A few weeks ago, I was having a Twitter conversation with my friend @Seleucid about god and the creation of the universe. The discussion grew from British physicist Stephen Hawking’s claim in his new book, “The Grand Design”, that god didn’t create the universe and that the Big Bang was inevitable due to the law of gravity.
@Seleucid asked: Why does a God who runs the world so systemically be all mystical and magical on its creation?
It was a question that catered more to our atheistic beliefs, rather than our needs to desperately answer it.
But now that I’ve finished reading Jose Saramago’s “Death at Intervals”, I’d like to quote Saramago’s answer to @Seleucid‘s question.

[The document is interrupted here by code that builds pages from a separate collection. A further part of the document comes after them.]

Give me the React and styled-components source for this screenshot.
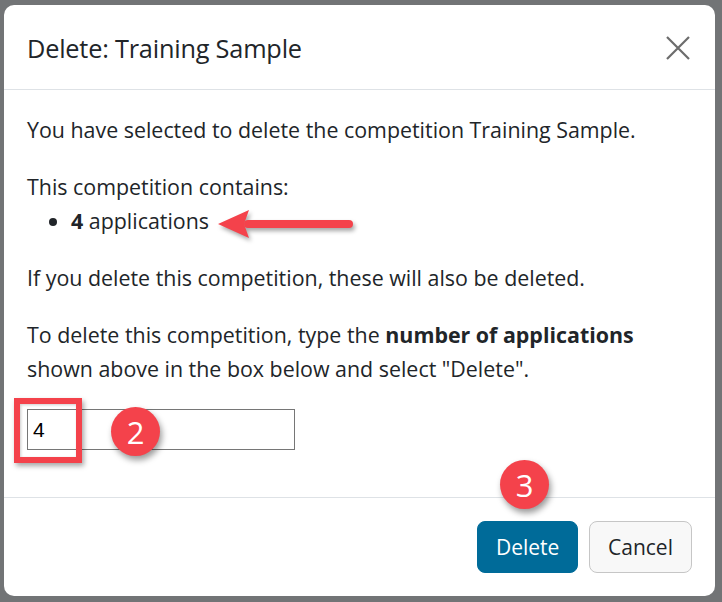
import React from "react";
import styled, { createGlobalStyle } from "styled-components";

const Global = createGlobalStyle`
  html, body { margin: 0; padding: 0; background: #727476; }
  body { font-family: "Open Sans", "Noto Sans", sans-serif; color: #212529; }
  * { box-sizing: border-box; }
`;

const Page = styled.div`
  position: relative;
  width: 722px;
  height: 602px;
  padding: 5px 7px 6px 4px;
  overflow: hidden;
`;

const Modal = styled.div`
  background: #fff;
  border-radius: 10px;
  height: 591px;
  display: flex;
  flex-direction: column;
  overflow: hidden;
`;

const Header = styled.div`
  height: 85px;
  flex: none;
  display: flex;
  align-items: center;
  justify-content: space-between;
  padding: 2px 24px 0 23px;
  border-bottom: 1px solid #dee2e6;
`;

const Title = styled.h5`
  margin: 0;
  font-size: 25.3px;
  font-weight: 500;
  letter-spacing: -0.2px;
  color: #212529;
`;

const Close = styled.button`
  border: 0;
  background: none;
  padding: 0;
  width: 26px;
  height: 26px;
  display: flex;
  align-items: center;
  justify-content: center;
  cursor: pointer;
`;

const Body = styled.div`
  padding: 23px 23px 0 23px;
  font-size: 21.4px;
  line-height: 34px;
  flex: 1;
`;

const Para = styled.p`
  margin: 0 0 ${(p) => (p.$tight ? "0" : "23px")} 0;
`;

const List = styled.ul`
  margin: 0 0 23px 0;
  padding-left: 44px;
`;

const Input = styled.input`
  display: block;
  width: 268px;
  height: 41px;
  border: 1px solid #767676;
  border-radius: 0;
  padding: 0 5px;
  font-family: "Liberation Sans", Arial, sans-serif;
  font-size: 21px;
  color: #000;
  outline: none;
`;

const Footer = styled.div`
  height: 99px;
  flex: none;
  border-top: 1px solid #dee2e6;
  display: flex;
  align-items: center;
  justify-content: flex-end;
  gap: 11px;
  padding: 0 23px 1px 0;
`;

const Button = styled.button`
  height: 52px;
  padding: 0 18px;
  border-radius: 8px;
  font-family: "Open Sans", "Noto Sans", sans-serif;
  font-size: 21px;
  border: 1px solid ${(p) => (p.$primary ? "#006b99" : "#c6c6c6")};
  background: ${(p) => (p.$primary ? "#006b99" : "#f8f8f8")};
  color: ${(p) => (p.$primary ? "#fff" : "#212529")};
  width: ${(p) => (p.$primary ? "101px" : "103px")};
  cursor: pointer;
`;

const RedBox = styled.div`
  position: absolute;
  left: 14px;
  top: 398px;
  width: 68px;
  height: 65px;
  border: 6px solid #f4424b;
  box-shadow: 2px 3px 5px rgba(0, 0, 0, 0.35), inset 1px 1px 3px rgba(0, 0, 0, 0.2);
`;

const Badge = styled.div`
  position: absolute;
  left: ${(p) => p.$x}px;
  top: ${(p) => p.$y}px;
  width: 49px;
  height: 49px;
  border-radius: 50%;
  background: #f4424b;
  color: #fff;
  font-family: "Open Sans", sans-serif;
  font-size: 31px;
  display: flex;
  align-items: center;
  justify-content: center;
  box-shadow: 2px 4px 6px rgba(0, 0, 0, 0.4);
`;

const Arrow = styled.svg`
  position: absolute;
  left: 212px;
  top: 205px;
  overflow: visible;
  filter: drop-shadow(2px 3px 2px rgba(0, 0, 0, 0.35));
`;

export default function App() {
  return (
    <>
      <Global />
      <Page>
        <Modal>
          <Header>
            <Title>Delete: Training Sample</Title>
            <Close aria-label="Close">
              <svg width="26" height="26" viewBox="0 0 26 26">
                <path d="M2 2 L24 24 M24 2 L2 24" stroke="#6c6c6c" strokeWidth="2.2" fill="none" />
              </svg>
            </Close>
          </Header>
          <Body>
            <Para>You have selected to delete the competition Training Sample.</Para>
            <Para $tight>This competition contains:</Para>
            <List>
              <li>
                <b>4</b> applications
              </li>
            </List>
            <Para>If you delete this competition, these will also be deleted.</Para>
            <Para>
              To delete this competition, type the <b>number of applications</b> shown above in the
              box below and select "Delete".
            </Para>
            <Input defaultValue="4" />
          </Body>
          <Footer>
            <Button $primary>Delete</Button>
            <Button>Cancel</Button>
          </Footer>
        </Modal>
        <RedBox />
        <Badge $x={111} $y={407}>2</Badge>
        <Badge $x={500} $y={460}>3</Badge>
        <Arrow width="145" height="40" viewBox="0 0 145 40">
          <path d="M36 19 L137 19" stroke="#f4424b" strokeWidth="8" strokeLinecap="round" />
          <path d="M6 19 L37 5 L32 19 L37 33 Z" fill="#f4424b" />
        </Arrow>
      </Page>
    </>
  );
}
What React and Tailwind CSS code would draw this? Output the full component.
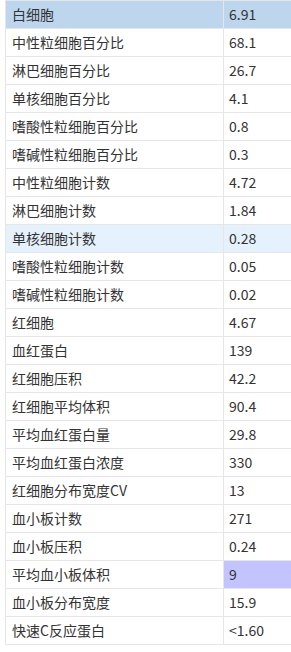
const rows = [
  ['白细胞', '6.91', 'head'],
  ['中性粒细胞百分比', '68.1'],
  ['淋巴细胞百分比', '26.7'],
  ['单核细胞百分比', '4.1'],
  ['嗜酸性粒细胞百分比', '0.8'],
  ['嗜碱性粒细胞百分比', '0.3'],
  ['中性粒细胞计数', '4.72'],
  ['淋巴细胞计数', '1.84'],
  ['单核细胞计数', '0.28', 'hover'],
  ['嗜酸性粒细胞计数', '0.05'],
  ['嗜碱性粒细胞计数', '0.02'],
  ['红细胞', '4.67'],
  ['血红蛋白', '139'],
  ['红细胞压积', '42.2'],
  ['红细胞平均体积', '90.4'],
  ['平均血红蛋白量', '29.8'],
  ['平均血红蛋白浓度', '330'],
  ['红细胞分布宽度CV', '13'],
  ['血小板计数', '271'],
  ['血小板压积', '0.24'],
  ['平均血小板体积', '9', 'cell'],
  ['血小板分布宽度', '15.9'],
  ['快速C反应蛋白', '<1.60'],
];

export default function App() {
  return (
    <div className="w-[291px] h-[652px] overflow-hidden bg-white pl-[5px] text-[14px] text-[#333] font-['Noto_Sans_CJK_SC','Noto_Sans',sans-serif]">
      <div className="w-[330px] border-l border-t border-[#e6e6e6]">
        {rows.map(([name, value, mark]) => (
          <div
            key={name}
            className={
              'flex h-[28px] border-b border-[#e6e6e6] ' +
              (mark === 'head' ? 'bg-[#bdd6ee]' : mark === 'hover' ? 'bg-[#e5f1fc]' : '')
            }
          >
            <div className="w-[218px] shrink-0 border-r border-[#e6e6e6] pl-[6px] flex items-center">
              {name}
            </div>
            <div className={'flex-1 pl-[5px] flex items-center ' + (mark === 'cell' ? 'bg-[#c3c3ff]' : '')}>
              {value}
            </div>
          </div>
        ))}
      </div>
    </div>
  );
}
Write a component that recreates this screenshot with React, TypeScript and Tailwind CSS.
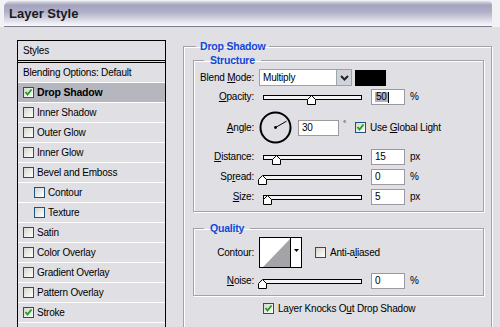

Jose Saramago, author of “Death at Intervals”: However hard he [god] tried, he could never manage to make himself visible to human eyes and not because he can’t, since for him nothing is impossible, it’s simply that he wouldn’t know what face to wear when introducing himself to the beings he supposedly created and who probably wouldn’t recognize him anyway. There are those who say we’re very fortunate that god chooses not to appear before us, because compared with the shock we would get were such a thing to happen, our fear of death would be mere child’s play. Besides, all the many things that have been said about god and about death are nothing but stories, and this is just another one.
Yes, this is just another story about god. And if you ask me, there’s the humanity and the divinity. I believe in the former.
By the way, Jose Saramago’s “Death at Intervals” is an original and gripping piece of literature that explores how death is an integral part of life and how humbling humanity can be found in both. It’s definitely worth a read.